La loro aula è la mia trincea


"La loro aula è la mia trincea"

di Olli

Renaud, storico rocker francese, cantava: “Ci sono più fascisti nel tuo corso di giurisprudenza che in un reggimento di Parà.” Difficile dargli torto, cosi come è difficile resistere quando ogni mattina sei catapultato dal tepore del tuo spazio vitale a un aula insipida e grigia dove a spiccare sono il viola delle gonnelline ultimo grido e i cadaveri di conigli che ornano colletti e maniche dei giubbotti di marca. Difficile resistere agli sguardi che ti scrutano nel vestito per vedere dov’è stato prodotto (“in Thailandia? Che schifo.. pensavo fosse francese!”). Difficile persino intravedere il professore che parla di diritti fondamentali in una giungla di computer mentre Facebook ci vomita addosso l’insignificante intimità del nostro compagno di banco. Difficile resistere tra gli studenti di oggi, tra i potenti di domani.

Eppure resistere si può, resistere si deve.
Si può farlo dovunque, persino in una facoltà di diritto, se il caso e la tua storia personale ti ci fanno trovare. Si tratta però di una resistenza strisciante e sottile. Diversa da quella dei grandi manifesti, degli scontri di piazza, degli orecchini in faccia, dei capelli fluo e delle magliette esaltanti una lotta armata che forse converrebbe tenere celata nei muri e nelle cantine, in attesa di momenti e sensibilità più propizie. È una resistenza costretta nei libri e nelle biblioteche, nei giornali, nei discorsi, da dove trasmettere e contagiare con argomentazioni che vanno oltre slogan il cui abuso ne ha usurato il senso, rendendoli ostici anche agli uditi meno restii. È una resistenza che sostiene dei diritti, delle necessità sociali, passando dall’astratta codificazione alla concreta applicazione. Si può resistere anche attraverso la legge, e non solo difendersi e barricarsi, ma anche camminare, avanzare, progredire e costruire.

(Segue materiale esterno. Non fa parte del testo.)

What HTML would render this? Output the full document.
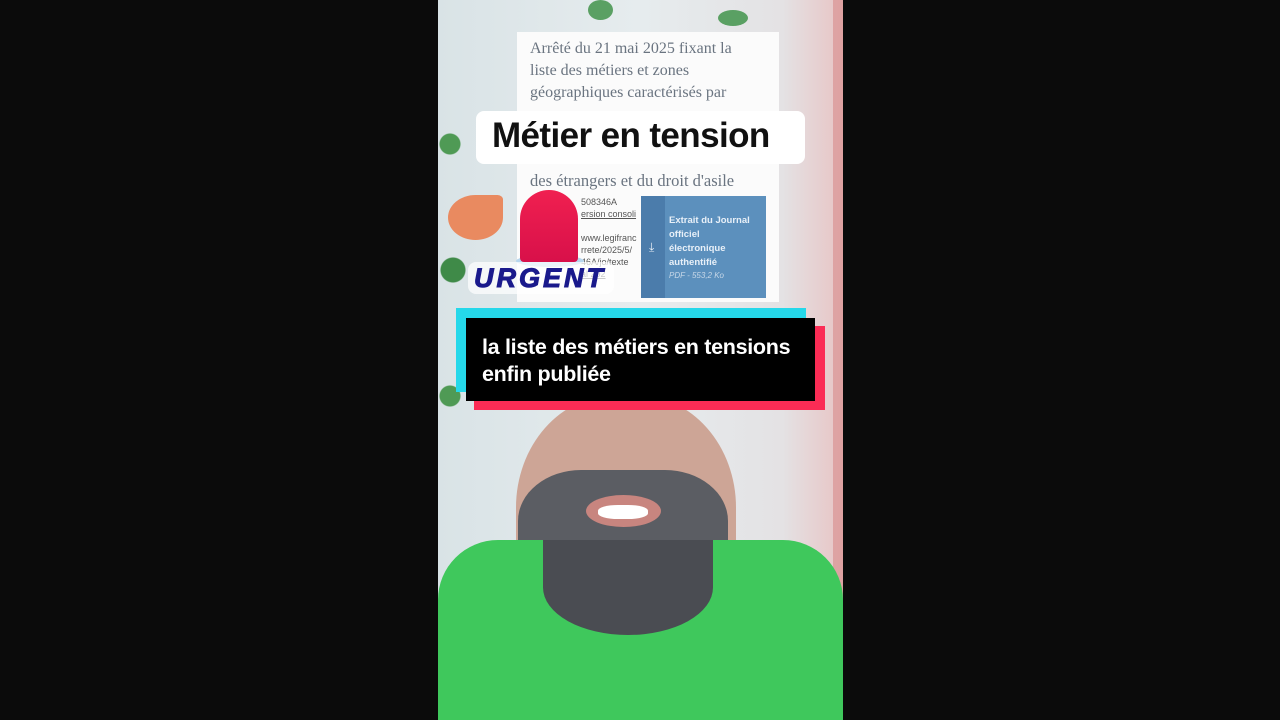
<!DOCTYPE html>
<html><head><meta charset="utf-8"><style>
*{margin:0;padding:0;box-sizing:border-box}
body{width:1280px;height:720px;background:#0b0b0b;position:relative;overflow:hidden;font-family:"Liberation Sans",sans-serif}
.v{position:absolute;left:438px;top:0;width:405px;height:720px;background:linear-gradient(90deg,#d9e3e6 0%,#e6ecee 50%,#e4e2e4 85%,#e8c4c4 100%);overflow:hidden}
.a{position:absolute}
</style></head><body>
<div class="v">
  <div class="a" style="left:0;top:60px;width:30px;height:420px;background:radial-gradient(circle at 40% 20%,#4f9a55 10px,transparent 11px),radial-gradient(circle at 50% 50%,#3f8a48 12px,transparent 13px),radial-gradient(circle at 40% 80%,#4f9a55 10px,transparent 11px)"></div>
  <div class="a" style="left:10px;top:195px;width:55px;height:45px;background:#e98a60;border-radius:50% 10% 50% 50%"></div>
  <div class="a" style="left:150px;top:0;width:25px;height:20px;background:#5aa063;border-radius:50%"></div>
  <div class="a" style="left:280px;top:10px;width:30px;height:16px;background:#5aa063;border-radius:50%"></div>
  <div class="a" style="left:395px;top:0;width:10px;height:720px;background:#d78a8a;opacity:.6"></div>
  <div class="a" style="left:78px;top:395px;width:220px;height:250px;background:#cda596;border-radius:45% 45% 40% 40%"></div>
  <div class="a" style="left:80px;top:470px;width:210px;height:170px;background:#5b5d63;border-radius:30% 30% 50% 50%"></div>
  <div class="a" style="left:148px;top:495px;width:75px;height:32px;background:#c8857f;border-radius:50%"></div>
  <div class="a" style="left:160px;top:505px;width:50px;height:14px;background:#fff;border-radius:40%"></div>
  <div class="a" style="left:0;top:540px;width:405px;height:180px;background:#3fc85c;border-radius:60px 60px 0 0"></div>
  <div class="a" style="left:105px;top:540px;width:170px;height:95px;background:#4a4c52;border-radius:0 0 50% 50%"></div>
  <div class="a" style="left:79px;top:32px;width:262px;height:270px;background:#fbfbfb"></div>
  <div class="a" style="left:92px;top:38px;width:225px;font:16px/22px 'Liberation Serif',serif;color:#6a7480">Arrêté du 21 mai 2025 fixant la liste des métiers et zones géographiques caractérisés par</div>
  <div class="a" style="left:92px;top:170px;font:16.5px/22px 'Liberation Serif',serif;color:#6a7480">des étrangers et du droit d'asile</div>
  <div class="a" style="left:143px;top:196px;font:9px/12px 'Liberation Sans';color:#555">508346A<br><u>ersion consoli</u><br><br>www.legifranc<br>rrete/2025/5/<br>46A/jo/texte<br><u>al 202</u></div>
  <div class="a" style="left:203px;top:196px;width:125px;height:102px;background:#5c90bd"></div>
  <div class="a" style="left:203px;top:196px;width:24px;height:102px;background:#4b7cab"></div>
  <div class="a" style="left:211px;top:240px;color:#e8eef5;font-size:12px">⤓</div>
  <div class="a" style="left:231px;top:214px;font:bold 9.5px/14px 'Liberation Sans';color:#e8f0f8">Extrait du Journal<br>officiel<br>électronique<br>authentifié</div>
  <div class="a" style="left:231px;top:271px;font:italic 8px 'Liberation Sans';color:#c8d8e8">PDF - 553,2 Ko</div>
  <div class="a" style="left:38px;top:111px;width:329px;height:53px;background:#fff;border-radius:8px"></div>
  <div class="a" style="left:54px;top:115px;font:bold 35px/42px 'Liberation Sans';color:#111;letter-spacing:-0.6px">Métier en tension</div>
  <div class="a" style="left:78px;top:255px;width:68px;height:12px;background:#b7d6ee;border-radius:50%"></div>
  <div class="a" style="left:82px;top:190px;width:58px;height:72px;background:linear-gradient(#f02050,#d8104a);border-radius:29px 29px 4px 4px"></div>
  <div class="a" style="left:30px;top:262px;width:146px;height:32px;background:rgba(255,255,255,.7);border-radius:8px"></div>
  <div class="a" style="left:36px;top:263px;font:italic 900 27px 'Liberation Sans';color:#1a1a8c;-webkit-text-stroke:1px #1a1a8c;letter-spacing:3px">URGENT</div>
  <div class="a" style="left:18px;top:308px;width:350px;height:84px;background:#25d8ea"></div>
  <div class="a" style="left:36px;top:326px;width:351px;height:84px;background:#fb2c55"></div>
  <div class="a" style="left:28px;top:318px;width:349px;height:83px;background:#000"></div>
  <div class="a" style="left:44px;top:334px;font:bold 21.5px/27px 'Liberation Sans';color:#fff;letter-spacing:-0.3px">la liste des métiers en tensions<br>enfin publiée</div>
</div>
</body></html>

Si può farlo perché a Amsterdam le case sfitte da più di un anno possono essere occupate, e ciò è in strada, ma è anche nelle leggi. Si può farlo perché forse un domani potremmo fumarci un canna sulla panchina del parco Ciani, e ciò anche perché sarà nella nostra Costituzione. Si può farlo perché sul piano di Magadino ci sono i pomodori, e non il cemento, perché sul ceneri non ci sarà uno stand di tiro e perché nelle aule di scuola elementare non ci sono i crocifissi. E questo perché lo abbiamo voluto noi. Le nostre schede nell’urna e la democrazia nella Costituzione hanno allontanato il cemento dal fondovalle come il tribunale federale ha allontanato il simbolo di Cristo dai bambini di Cadro.
Resistere non è solo una possibilità, ma anche un dovere: Bisogna essere partigiani, non indifferenti. Senza dimenticare anche altre parole di Gramsci, non meno vere, e cioè che a sbattere la testa contro il muro è la testa a rompersi, non il muro. Bisogna agire nel modo più utile e concreto possibile, perché i bei discorsi non garantiscono diritti, i codici lo fanno, almeno sulla carta.
Si deve resistere anche perché la strada è infinita e l’obiettivo è l’orizzonte. Perché Marco, Joana, Peña e molti altri cercano il cielo e trovano un muro di cemento. Perché c’è chi non ha casa, non ha cibo, non ha vita. Si deve resistere perché in galera ci stanno i poveri, mentre spesso chi ha rubato i milioni se li sta bevendo al bar. Si deve farlo anche perché “la legge è uguale per tutti”, ma noi siamo tutti diversi. Si deve resistere perché gli aerei militari non li vogliamo, perché le leggi razziste non le vogliamo, perché vogliamo il Molino per 10 anni e 10 anni ancora, e tutto questo, volenti o nolenti, in questa società passa anche dalle leggi, e queste leggi passano anche dalle aule delle università, proprio quelle piene di fascisti incravattati.


Quindi è questa la mia trincea, la mia selva, il mio covo. Non con passamontagna ma con codici e dottrina metto in atto la mia personale resistenza, sparando parole di fuoco contro liberticidi e le ingiustizie.